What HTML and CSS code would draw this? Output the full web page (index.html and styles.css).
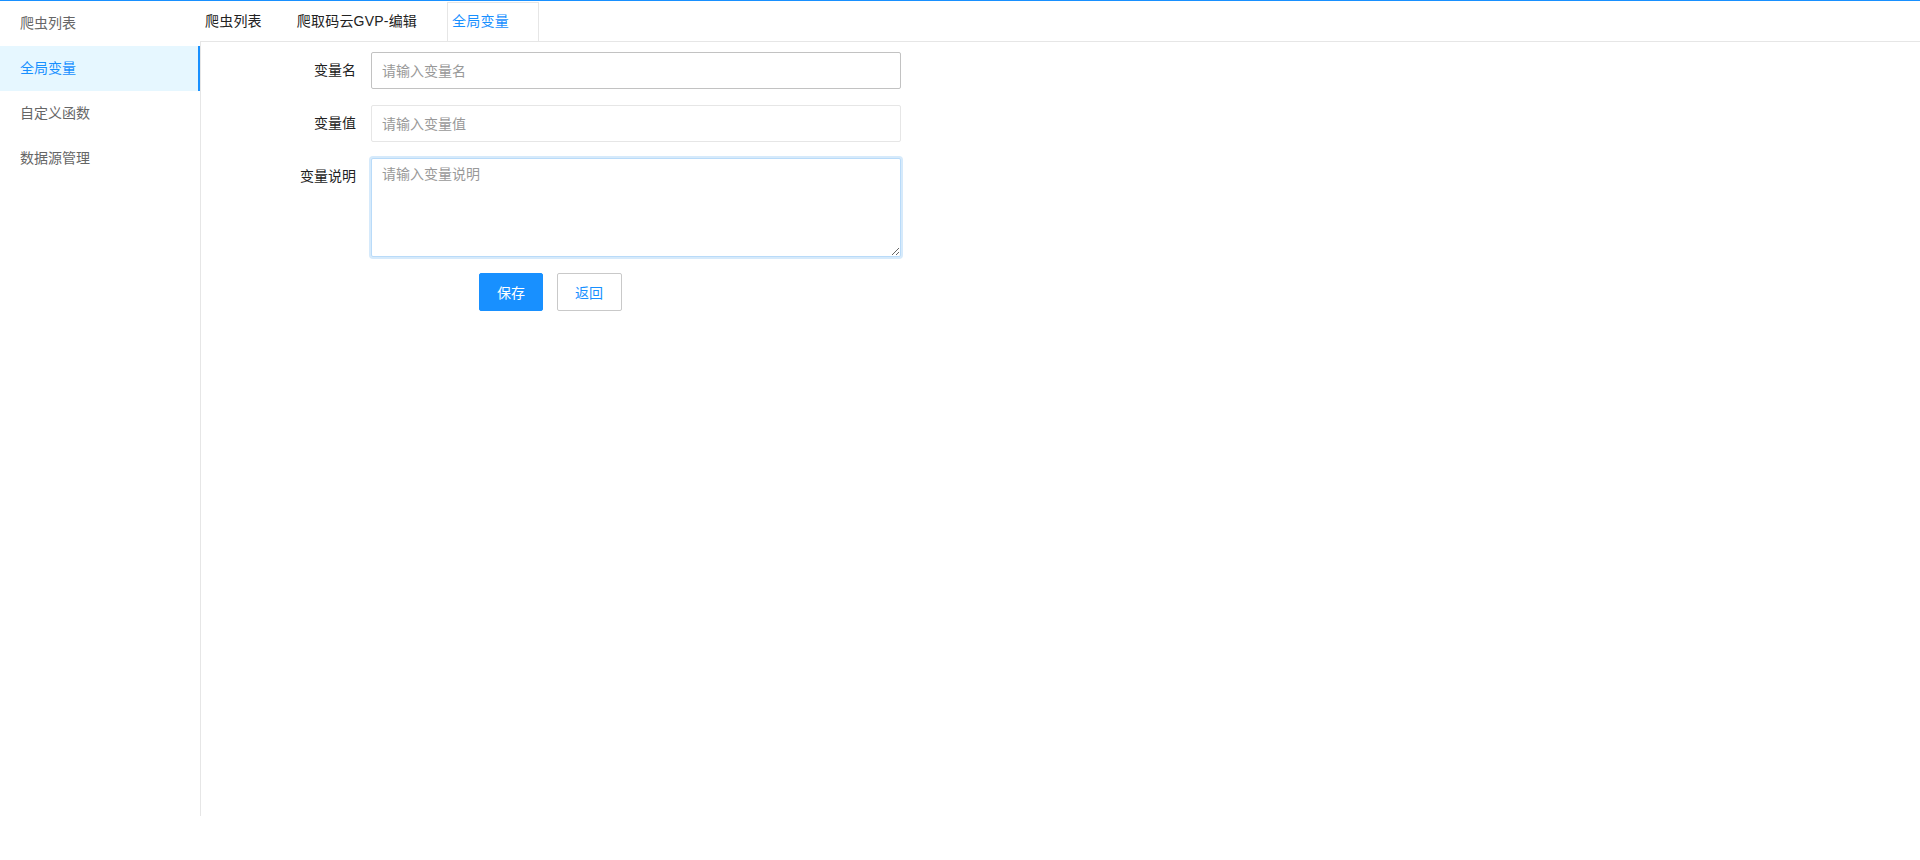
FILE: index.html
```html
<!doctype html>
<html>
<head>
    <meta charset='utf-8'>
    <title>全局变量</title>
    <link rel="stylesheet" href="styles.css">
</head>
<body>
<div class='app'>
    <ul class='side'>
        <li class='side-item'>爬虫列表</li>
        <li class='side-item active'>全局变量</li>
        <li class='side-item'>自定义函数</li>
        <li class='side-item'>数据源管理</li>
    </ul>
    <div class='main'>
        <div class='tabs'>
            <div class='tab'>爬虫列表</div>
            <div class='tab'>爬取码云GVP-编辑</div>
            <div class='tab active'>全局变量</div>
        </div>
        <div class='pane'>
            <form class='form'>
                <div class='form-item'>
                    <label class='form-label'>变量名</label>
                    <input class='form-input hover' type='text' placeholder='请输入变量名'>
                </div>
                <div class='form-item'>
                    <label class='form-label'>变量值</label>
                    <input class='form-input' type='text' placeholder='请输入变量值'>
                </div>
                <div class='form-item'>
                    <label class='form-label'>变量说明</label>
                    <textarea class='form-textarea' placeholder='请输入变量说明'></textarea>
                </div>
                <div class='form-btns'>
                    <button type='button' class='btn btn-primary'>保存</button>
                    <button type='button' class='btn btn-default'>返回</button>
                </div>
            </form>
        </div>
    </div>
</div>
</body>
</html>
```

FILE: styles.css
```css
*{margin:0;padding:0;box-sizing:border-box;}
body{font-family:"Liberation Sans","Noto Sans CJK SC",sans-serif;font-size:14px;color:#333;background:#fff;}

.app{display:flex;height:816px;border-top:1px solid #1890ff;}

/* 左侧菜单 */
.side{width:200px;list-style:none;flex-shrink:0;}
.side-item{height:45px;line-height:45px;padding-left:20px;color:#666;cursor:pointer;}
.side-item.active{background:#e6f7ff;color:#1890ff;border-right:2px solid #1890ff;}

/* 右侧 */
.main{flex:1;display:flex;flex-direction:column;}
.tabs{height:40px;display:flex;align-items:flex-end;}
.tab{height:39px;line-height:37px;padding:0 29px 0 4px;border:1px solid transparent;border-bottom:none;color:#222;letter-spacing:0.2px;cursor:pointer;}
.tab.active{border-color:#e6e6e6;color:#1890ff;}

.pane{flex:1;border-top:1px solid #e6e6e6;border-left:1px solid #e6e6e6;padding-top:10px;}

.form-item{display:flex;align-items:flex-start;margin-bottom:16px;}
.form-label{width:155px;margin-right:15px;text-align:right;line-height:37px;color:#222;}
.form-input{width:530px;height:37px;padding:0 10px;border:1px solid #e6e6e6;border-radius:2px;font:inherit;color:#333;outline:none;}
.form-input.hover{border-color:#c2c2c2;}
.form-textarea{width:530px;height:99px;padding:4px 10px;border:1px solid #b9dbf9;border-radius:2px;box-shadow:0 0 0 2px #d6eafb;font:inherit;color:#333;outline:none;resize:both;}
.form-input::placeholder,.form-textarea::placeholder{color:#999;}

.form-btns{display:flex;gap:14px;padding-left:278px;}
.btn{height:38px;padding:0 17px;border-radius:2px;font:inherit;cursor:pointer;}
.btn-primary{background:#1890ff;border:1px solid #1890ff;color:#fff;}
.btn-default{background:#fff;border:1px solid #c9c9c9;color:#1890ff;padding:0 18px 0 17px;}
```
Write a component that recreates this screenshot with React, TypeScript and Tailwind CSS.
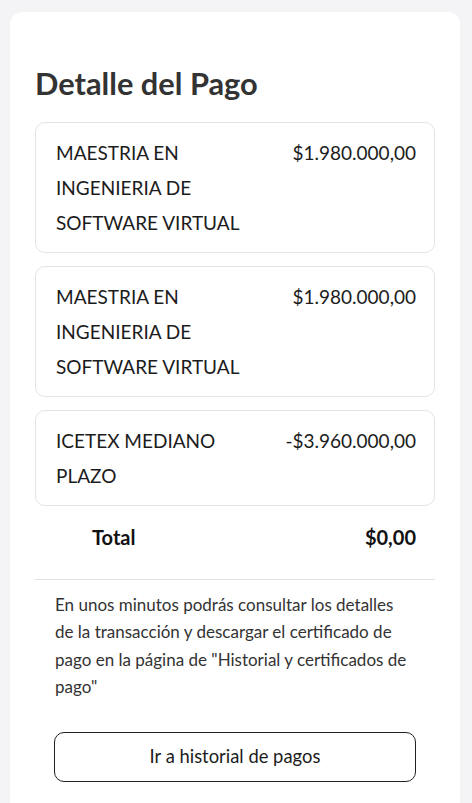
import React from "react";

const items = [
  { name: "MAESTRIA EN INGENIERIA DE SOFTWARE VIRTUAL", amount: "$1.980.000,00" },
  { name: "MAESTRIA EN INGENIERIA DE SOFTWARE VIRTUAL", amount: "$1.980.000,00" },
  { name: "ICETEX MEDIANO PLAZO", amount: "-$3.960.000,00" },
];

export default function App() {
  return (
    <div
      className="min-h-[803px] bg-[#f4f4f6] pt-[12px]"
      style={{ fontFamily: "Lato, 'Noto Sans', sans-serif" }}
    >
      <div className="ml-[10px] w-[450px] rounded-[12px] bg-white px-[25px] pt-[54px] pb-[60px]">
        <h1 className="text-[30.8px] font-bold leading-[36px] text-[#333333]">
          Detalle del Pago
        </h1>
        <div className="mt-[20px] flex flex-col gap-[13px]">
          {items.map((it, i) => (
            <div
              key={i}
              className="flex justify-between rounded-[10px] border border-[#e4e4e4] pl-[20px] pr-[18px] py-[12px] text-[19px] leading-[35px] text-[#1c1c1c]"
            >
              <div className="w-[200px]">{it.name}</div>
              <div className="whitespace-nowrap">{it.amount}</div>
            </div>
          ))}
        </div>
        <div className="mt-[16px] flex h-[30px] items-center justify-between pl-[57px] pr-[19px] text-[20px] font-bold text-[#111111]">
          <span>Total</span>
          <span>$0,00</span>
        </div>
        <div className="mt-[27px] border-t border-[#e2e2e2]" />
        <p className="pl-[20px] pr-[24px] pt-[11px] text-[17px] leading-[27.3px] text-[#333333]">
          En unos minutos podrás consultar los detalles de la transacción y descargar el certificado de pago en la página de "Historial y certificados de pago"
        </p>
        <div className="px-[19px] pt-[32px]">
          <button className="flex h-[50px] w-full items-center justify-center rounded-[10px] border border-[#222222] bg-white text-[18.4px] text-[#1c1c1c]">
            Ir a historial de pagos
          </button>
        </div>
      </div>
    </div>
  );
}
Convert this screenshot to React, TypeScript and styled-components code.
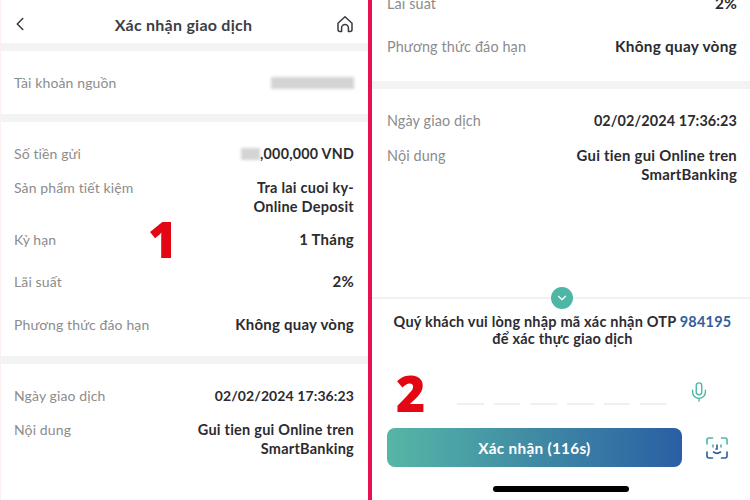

Task objective
Each entry shown above must be quoted exactly, with its pictures left out.

Output for this exercise
What HTML and CSS code would draw this? Output the full web page (index.html and styles.css).
FILE: index.html
```html
<!doctype html>
<html>
<head>
    <meta charset='utf-8'>
    <title>全局变量</title>
    <link rel="stylesheet" href="styles.css">
</head>
<body>
<div class='app'>
    <ul class='side'>
        <li class='side-item'>爬虫列表</li>
        <li class='side-item active'>全局变量</li>
        <li class='side-item'>自定义函数</li>
        <li class='side-item'>数据源管理</li>
    </ul>
    <div class='main'>
        <div class='tabs'>
            <div class='tab'>爬虫列表</div>
            <div class='tab'>爬取码云GVP-编辑</div>
            <div class='tab active'>全局变量</div>
        </div>
        <div class='pane'>
            <form class='form'>
                <div class='form-item'>
                    <label class='form-label'>变量名</label>
                    <input class='form-input hover' type='text' placeholder='请输入变量名'>
                </div>
                <div class='form-item'>
                    <label class='form-label'>变量值</label>
                    <input class='form-input' type='text' placeholder='请输入变量值'>
                </div>
                <div class='form-item'>
                    <label class='form-label'>变量说明</label>
                    <textarea class='form-textarea' placeholder='请输入变量说明'></textarea>
                </div>
                <div class='form-btns'>
                    <button type='button' class='btn btn-primary'>保存</button>
                    <button type='button' class='btn btn-default'>返回</button>
                </div>
            </form>
        </div>
    </div>
</div>
</body>
</html>
```

FILE: styles.css
```css
*{margin:0;padding:0;box-sizing:border-box;}
body{font-family:"Liberation Sans","Noto Sans CJK SC",sans-serif;font-size:14px;color:#333;background:#fff;}

.app{display:flex;height:816px;border-top:1px solid #1890ff;}

/* 左侧菜单 */
.side{width:200px;list-style:none;flex-shrink:0;}
.side-item{height:45px;line-height:45px;padding-left:20px;color:#666;cursor:pointer;}
.side-item.active{background:#e6f7ff;color:#1890ff;border-right:2px solid #1890ff;}

/* 右侧 */
.main{flex:1;display:flex;flex-direction:column;}
.tabs{height:40px;display:flex;align-items:flex-end;}
.tab{height:39px;line-height:37px;padding:0 29px 0 4px;border:1px solid transparent;border-bottom:none;color:#222;letter-spacing:0.2px;cursor:pointer;}
.tab.active{border-color:#e6e6e6;color:#1890ff;}

.pane{flex:1;border-top:1px solid #e6e6e6;border-left:1px solid #e6e6e6;padding-top:10px;}

.form-item{display:flex;align-items:flex-start;margin-bottom:16px;}
.form-label{width:155px;margin-right:15px;text-align:right;line-height:37px;color:#222;}
.form-input{width:530px;height:37px;padding:0 10px;border:1px solid #e6e6e6;border-radius:2px;font:inherit;color:#333;outline:none;}
.form-input.hover{border-color:#c2c2c2;}
.form-textarea{width:530px;height:99px;padding:4px 10px;border:1px solid #b9dbf9;border-radius:2px;box-shadow:0 0 0 2px #d6eafb;font:inherit;color:#333;outline:none;resize:both;}
.form-input::placeholder,.form-textarea::placeholder{color:#999;}

.form-btns{display:flex;gap:14px;padding-left:278px;}
.btn{height:38px;padding:0 17px;border-radius:2px;font:inherit;cursor:pointer;}
.btn-primary{background:#1890ff;border:1px solid #1890ff;color:#fff;}
.btn-default{background:#fff;border:1px solid #c9c9c9;color:#1890ff;padding:0 18px 0 17px;}
```
Write a component that recreates this screenshot with React, TypeScript and Tailwind CSS.
import React from "react";

const items = [
  { name: "MAESTRIA EN INGENIERIA DE SOFTWARE VIRTUAL", amount: "$1.980.000,00" },
  { name: "MAESTRIA EN INGENIERIA DE SOFTWARE VIRTUAL", amount: "$1.980.000,00" },
  { name: "ICETEX MEDIANO PLAZO", amount: "-$3.960.000,00" },
];

export default function App() {
  return (
    <div
      className="min-h-[803px] bg-[#f4f4f6] pt-[12px]"
      style={{ fontFamily: "Lato, 'Noto Sans', sans-serif" }}
    >
      <div className="ml-[10px] w-[450px] rounded-[12px] bg-white px-[25px] pt-[54px] pb-[60px]">
        <h1 className="text-[30.8px] font-bold leading-[36px] text-[#333333]">
          Detalle del Pago
        </h1>
        <div className="mt-[20px] flex flex-col gap-[13px]">
          {items.map((it, i) => (
            <div
              key={i}
              className="flex justify-between rounded-[10px] border border-[#e4e4e4] pl-[20px] pr-[18px] py-[12px] text-[19px] leading-[35px] text-[#1c1c1c]"
            >
              <div className="w-[200px]">{it.name}</div>
              <div className="whitespace-nowrap">{it.amount}</div>
            </div>
          ))}
        </div>
        <div className="mt-[16px] flex h-[30px] items-center justify-between pl-[57px] pr-[19px] text-[20px] font-bold text-[#111111]">
          <span>Total</span>
          <span>$0,00</span>
        </div>
        <div className="mt-[27px] border-t border-[#e2e2e2]" />
        <p className="pl-[20px] pr-[24px] pt-[11px] text-[17px] leading-[27.3px] text-[#333333]">
          En unos minutos podrás consultar los detalles de la transacción y descargar el certificado de pago en la página de "Historial y certificados de pago"
        </p>
        <div className="px-[19px] pt-[32px]">
          <button className="flex h-[50px] w-full items-center justify-center rounded-[10px] border border-[#222222] bg-white text-[18.4px] text-[#1c1c1c]">
            Ir a historial de pagos
          </button>
        </div>
      </div>
    </div>
  );
}
Convert this screenshot to React, TypeScript and styled-components code.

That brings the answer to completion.